PREFETTO VALENTINI: “VALORIZZARE LA MEMORIA PER EVITARE IL RISORGERE DI IDEOLOGIE SUPREMATISTE O DISCRIMINATORIE”

“Valorizzare la memoria significa non solo pensare a cose e sentimenti del passato, ma anche ai pericoli della società di oggi come il risorgere di ideologie suprematiste o discriminatorie di cui la cronaca ci dà testimonianza ancora in questi giorni”. È il messaggio lanciato dal prefetto di Napoli Marco Valentini in occasione del Giorno della Memoria.
Valentini, nel corso di una cerimonia in prefettura
, ha consegnato le medaglie d’onore alla memoria ai familiari di trentadue cittadini della provincia di Napoli, deportati ed internati nei lager nazisti. Sono originari di Gragnano, Massa Lubrense, Meta di Sorrento, Napoli, Piano di Sorrento, Portici, Sorrento, Torre Annunziata e Vico Equense.
Il prefetto ha inoltre partecipato alle celebrazioni organizzate dal Comune di Napoli.

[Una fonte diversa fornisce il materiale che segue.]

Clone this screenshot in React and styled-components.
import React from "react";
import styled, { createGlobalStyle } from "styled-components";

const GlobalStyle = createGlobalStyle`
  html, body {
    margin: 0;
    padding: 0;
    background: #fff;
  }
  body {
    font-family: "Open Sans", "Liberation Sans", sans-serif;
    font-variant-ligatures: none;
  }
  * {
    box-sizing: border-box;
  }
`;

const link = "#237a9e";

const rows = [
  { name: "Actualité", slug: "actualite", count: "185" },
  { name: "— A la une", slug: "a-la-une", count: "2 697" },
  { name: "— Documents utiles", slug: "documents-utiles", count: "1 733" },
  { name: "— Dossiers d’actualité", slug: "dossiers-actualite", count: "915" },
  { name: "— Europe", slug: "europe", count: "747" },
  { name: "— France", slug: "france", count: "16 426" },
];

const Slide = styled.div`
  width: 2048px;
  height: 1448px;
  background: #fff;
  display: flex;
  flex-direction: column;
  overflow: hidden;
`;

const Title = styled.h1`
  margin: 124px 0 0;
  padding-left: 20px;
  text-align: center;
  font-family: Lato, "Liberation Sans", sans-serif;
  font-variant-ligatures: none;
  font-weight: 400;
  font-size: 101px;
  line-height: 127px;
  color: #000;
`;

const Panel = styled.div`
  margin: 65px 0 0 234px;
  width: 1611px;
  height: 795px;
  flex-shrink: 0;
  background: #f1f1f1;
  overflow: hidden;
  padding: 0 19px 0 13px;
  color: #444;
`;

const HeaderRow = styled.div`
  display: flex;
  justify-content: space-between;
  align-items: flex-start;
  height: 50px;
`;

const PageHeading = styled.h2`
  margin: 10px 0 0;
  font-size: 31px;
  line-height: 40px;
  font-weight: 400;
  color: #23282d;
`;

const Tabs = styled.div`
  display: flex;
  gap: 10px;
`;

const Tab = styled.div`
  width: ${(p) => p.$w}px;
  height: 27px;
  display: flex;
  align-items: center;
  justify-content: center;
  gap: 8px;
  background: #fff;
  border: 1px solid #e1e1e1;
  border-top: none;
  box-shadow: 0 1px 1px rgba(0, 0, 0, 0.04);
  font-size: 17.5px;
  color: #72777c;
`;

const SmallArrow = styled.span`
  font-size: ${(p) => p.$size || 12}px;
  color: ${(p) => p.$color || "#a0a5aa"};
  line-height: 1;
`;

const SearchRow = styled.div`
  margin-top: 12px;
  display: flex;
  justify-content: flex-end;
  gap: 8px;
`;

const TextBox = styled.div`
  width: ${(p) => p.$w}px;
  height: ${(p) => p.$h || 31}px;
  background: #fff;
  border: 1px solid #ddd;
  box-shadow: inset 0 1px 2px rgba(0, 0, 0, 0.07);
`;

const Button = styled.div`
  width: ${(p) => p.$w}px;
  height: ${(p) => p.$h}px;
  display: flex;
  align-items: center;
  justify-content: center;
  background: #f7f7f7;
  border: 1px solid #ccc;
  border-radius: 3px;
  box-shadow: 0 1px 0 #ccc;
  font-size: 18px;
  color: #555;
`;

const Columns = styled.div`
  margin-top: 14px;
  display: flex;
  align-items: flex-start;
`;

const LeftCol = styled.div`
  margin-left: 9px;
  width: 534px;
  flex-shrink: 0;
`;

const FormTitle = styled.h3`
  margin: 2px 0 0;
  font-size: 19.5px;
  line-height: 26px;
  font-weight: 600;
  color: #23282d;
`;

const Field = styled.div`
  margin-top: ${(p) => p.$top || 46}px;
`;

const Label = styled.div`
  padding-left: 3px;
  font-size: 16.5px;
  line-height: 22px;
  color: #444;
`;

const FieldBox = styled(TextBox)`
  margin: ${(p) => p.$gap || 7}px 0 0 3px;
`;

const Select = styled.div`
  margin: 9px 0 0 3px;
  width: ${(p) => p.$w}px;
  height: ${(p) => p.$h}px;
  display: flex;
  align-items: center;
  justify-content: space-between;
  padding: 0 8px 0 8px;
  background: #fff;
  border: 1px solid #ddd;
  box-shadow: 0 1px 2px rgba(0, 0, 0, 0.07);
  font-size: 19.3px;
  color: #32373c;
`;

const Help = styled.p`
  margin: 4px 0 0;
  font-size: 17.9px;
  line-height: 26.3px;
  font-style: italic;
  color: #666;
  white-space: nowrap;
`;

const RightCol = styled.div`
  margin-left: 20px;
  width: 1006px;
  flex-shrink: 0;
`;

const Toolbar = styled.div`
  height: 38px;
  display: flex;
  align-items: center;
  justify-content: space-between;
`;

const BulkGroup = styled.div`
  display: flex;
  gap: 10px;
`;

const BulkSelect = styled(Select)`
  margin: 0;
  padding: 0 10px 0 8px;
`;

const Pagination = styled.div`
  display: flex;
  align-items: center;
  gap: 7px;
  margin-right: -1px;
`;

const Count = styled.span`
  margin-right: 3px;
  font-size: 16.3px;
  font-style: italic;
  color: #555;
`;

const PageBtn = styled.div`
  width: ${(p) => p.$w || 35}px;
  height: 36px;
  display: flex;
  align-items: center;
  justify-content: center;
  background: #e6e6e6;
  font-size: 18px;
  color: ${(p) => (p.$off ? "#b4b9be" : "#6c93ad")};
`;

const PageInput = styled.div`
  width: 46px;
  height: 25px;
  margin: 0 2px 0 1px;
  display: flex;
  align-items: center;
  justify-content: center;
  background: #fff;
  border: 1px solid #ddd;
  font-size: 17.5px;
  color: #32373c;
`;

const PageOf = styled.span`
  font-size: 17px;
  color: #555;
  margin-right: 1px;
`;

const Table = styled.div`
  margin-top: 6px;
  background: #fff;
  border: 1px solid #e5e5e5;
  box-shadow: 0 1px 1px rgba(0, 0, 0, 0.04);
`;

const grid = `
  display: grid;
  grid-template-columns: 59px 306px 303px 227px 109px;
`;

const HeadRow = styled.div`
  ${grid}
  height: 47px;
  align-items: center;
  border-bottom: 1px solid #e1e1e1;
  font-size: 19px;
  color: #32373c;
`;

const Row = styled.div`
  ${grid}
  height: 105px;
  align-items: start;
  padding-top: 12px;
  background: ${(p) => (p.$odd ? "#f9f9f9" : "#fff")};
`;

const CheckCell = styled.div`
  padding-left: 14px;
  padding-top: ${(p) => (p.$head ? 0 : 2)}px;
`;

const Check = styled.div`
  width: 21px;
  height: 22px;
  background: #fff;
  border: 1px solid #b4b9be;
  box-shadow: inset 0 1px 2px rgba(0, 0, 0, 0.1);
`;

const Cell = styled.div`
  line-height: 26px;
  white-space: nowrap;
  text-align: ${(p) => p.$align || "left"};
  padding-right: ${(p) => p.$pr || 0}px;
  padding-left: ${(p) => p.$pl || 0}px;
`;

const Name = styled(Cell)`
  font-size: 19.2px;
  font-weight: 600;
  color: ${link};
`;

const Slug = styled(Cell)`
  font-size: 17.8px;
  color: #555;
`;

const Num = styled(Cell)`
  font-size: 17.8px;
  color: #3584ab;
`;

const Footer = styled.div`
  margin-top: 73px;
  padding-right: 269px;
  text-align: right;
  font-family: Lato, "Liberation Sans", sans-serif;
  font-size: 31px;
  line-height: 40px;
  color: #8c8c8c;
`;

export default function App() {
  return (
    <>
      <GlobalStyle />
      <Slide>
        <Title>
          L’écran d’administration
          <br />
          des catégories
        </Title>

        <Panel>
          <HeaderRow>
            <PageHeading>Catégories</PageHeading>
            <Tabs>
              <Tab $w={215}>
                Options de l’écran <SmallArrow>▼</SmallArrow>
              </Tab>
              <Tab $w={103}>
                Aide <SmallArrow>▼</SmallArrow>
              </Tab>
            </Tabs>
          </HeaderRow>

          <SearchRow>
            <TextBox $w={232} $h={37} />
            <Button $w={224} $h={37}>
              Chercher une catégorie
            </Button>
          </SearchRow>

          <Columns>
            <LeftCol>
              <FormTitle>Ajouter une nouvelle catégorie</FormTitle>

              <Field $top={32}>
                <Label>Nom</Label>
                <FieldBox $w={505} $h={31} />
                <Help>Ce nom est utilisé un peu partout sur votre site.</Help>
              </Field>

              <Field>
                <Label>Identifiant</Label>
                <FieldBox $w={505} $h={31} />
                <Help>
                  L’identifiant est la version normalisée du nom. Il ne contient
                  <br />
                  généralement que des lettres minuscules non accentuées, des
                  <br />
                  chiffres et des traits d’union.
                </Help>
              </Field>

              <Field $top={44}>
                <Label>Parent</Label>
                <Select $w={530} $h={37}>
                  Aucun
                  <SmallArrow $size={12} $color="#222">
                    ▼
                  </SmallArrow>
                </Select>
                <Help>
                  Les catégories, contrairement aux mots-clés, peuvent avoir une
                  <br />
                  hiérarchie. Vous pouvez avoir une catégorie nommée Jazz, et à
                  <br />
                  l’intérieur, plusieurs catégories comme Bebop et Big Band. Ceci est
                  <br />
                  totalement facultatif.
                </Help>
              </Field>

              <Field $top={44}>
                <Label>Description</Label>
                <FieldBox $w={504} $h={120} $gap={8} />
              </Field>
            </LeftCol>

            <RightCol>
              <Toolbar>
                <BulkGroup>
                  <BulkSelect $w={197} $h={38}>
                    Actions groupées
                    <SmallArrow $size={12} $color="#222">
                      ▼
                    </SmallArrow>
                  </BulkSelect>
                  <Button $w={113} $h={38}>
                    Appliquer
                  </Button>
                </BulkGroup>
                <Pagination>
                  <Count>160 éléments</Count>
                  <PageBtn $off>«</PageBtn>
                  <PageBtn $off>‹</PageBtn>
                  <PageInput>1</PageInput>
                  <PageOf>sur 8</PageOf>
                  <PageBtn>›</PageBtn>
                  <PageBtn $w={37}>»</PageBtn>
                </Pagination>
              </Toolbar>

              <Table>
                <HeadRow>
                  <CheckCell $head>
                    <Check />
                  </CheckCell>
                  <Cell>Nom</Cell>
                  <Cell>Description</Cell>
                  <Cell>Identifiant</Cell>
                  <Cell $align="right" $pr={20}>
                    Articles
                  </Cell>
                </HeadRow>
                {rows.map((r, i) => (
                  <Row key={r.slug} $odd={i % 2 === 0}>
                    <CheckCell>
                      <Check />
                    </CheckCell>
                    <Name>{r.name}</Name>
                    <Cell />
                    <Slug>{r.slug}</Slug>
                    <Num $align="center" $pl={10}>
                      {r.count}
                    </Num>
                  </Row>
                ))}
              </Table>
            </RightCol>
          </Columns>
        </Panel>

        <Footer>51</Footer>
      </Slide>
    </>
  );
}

Durante la prima iniziativa al Borgo Orefici è stata deposta una corona di fiori in via Luciana Pacifici. La strada è intitolata alla bambina napoletana che è stata tra le più giovani ad essere deportata in un campo di concentramento. Luciana aveva solo un anno di età quanto morì nel treno della morte che avrebbe dovuto condurla ad Auschwitz. Tutti i suoi familiari moriranno poco dopo nelle camere a gas.

“Oggi quella bimba ebrea avrebbe 77 anni – ha ricordato il prefetto – ma una strada della città di Napoli porta il suo nome e si tratta della via che prima era intitolata ad Azzariti, presidente del tribunale della razza e firmatario di quel manifesto della razza che ha consentito la deportazione di 60mila ebrei italiani”.
Valentini ha raccontato di aver scritto un libro, lo scorso anno, in cui racconta la storia di suo padre, che a 18 anni fu recluso nel carcere di via Tasso, a Roma, luogo di tortura dove vennero reclusi migliaia di prigionieri, molti dei quali rimasero vittime dell’eccidio delle Fosse Ardeatine.
“Mio padre – ha raccontato il prefetto – riuscì a sopravvivere perché scappò dal carcere il giorno prima di quella tragedia. La memoria non deve essere un momento di commemorazione retorico. Questa settimana sui giornali si parlava di un movimento di neonazisti e sovranisti negli Stati Uniti che vogliono combattere ebrei, femministe, omosessuali, persone di colore, rom e sinti, 500mila dei quali vennero uccisi nei campi di concentramento. In poco tempo il canale Telegram dell’ideologo di questo movimento, un 22enne, ha raggiunto 500 iscrizioni. L’idolo di questo movimento è Breivik, l’uomo che nel 2011 in Norvegia uccise 77 adolescenti”.